What's New - May 2003

Gallery Awarded Prestigious IMLS Grant

Senior Thesis Purchase Prize Awarded

 Curator Bids Farewell to Work-study Assistant Melissa Taylor

Art Storage Capability Increased

Gallery re-opens with new water-sensing alarms

Guilford College Art Appreciation Club presents award


 

 Gallery Awarded Prestigious IMLS Grant

The Institute for Museum & Library Services has selected Guilford College Art Gallery in Guilford County to receive a 2003 Institutional Assessment grant from its Museum Assessment Program (MAP). Guilford College Art Gallery is one of sixty-five museums in the United States and its territories chosen for a MAP Institutional Assessment award.

MAP is a cooperative program between the IMLS and the American Association of Museums designed to help museums assess their strengths and weaknesses and plot a course for future development. The Institutional Assessment, which reviews the museum’s entire management and operations, includes the completion of a self-study questionnaire, an on-site visit by one or more museum professionals who talk to staff, governing officials and volunteers, and make recommendations for future improvements and plans.

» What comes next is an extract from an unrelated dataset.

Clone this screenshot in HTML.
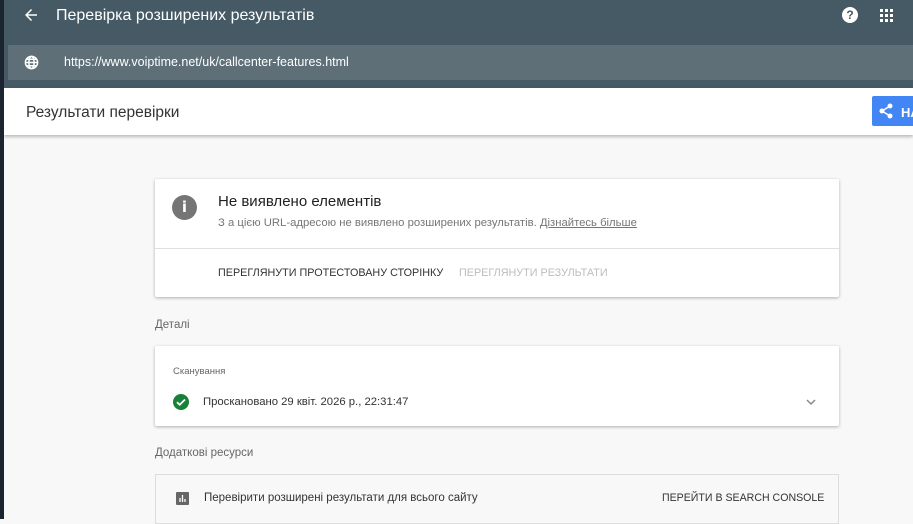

“Thanks to the support of the federal Institute for Museum & Library Services, Guilford College Art Gallery will begin a concerted effort to set priorities, prepare for strategic planning, and operate more efficiently, thereby improving our services to the community and increasing our base of support,” said Theresa Hammond, director and curator of Guilford College Art Gallery.

“Museums in the Museum Assessment Program are taking important steps to professionally manage their institutions,” said IMLS Director Robert Martin. “Each year this program helps hundreds of museums receive high quality professional advice in communities across the country. 

“Since 1981, MAP has provided more than 5,000 successful assessments, leading to improved professional standards and practices within museums of all sizes which in turn produces better service for the American public,” remarked Edward Able, President and CEO of the American Association of Museums. “This accomplishment reflects the great value of the long-standing partnership between America’s museums and the federal government.”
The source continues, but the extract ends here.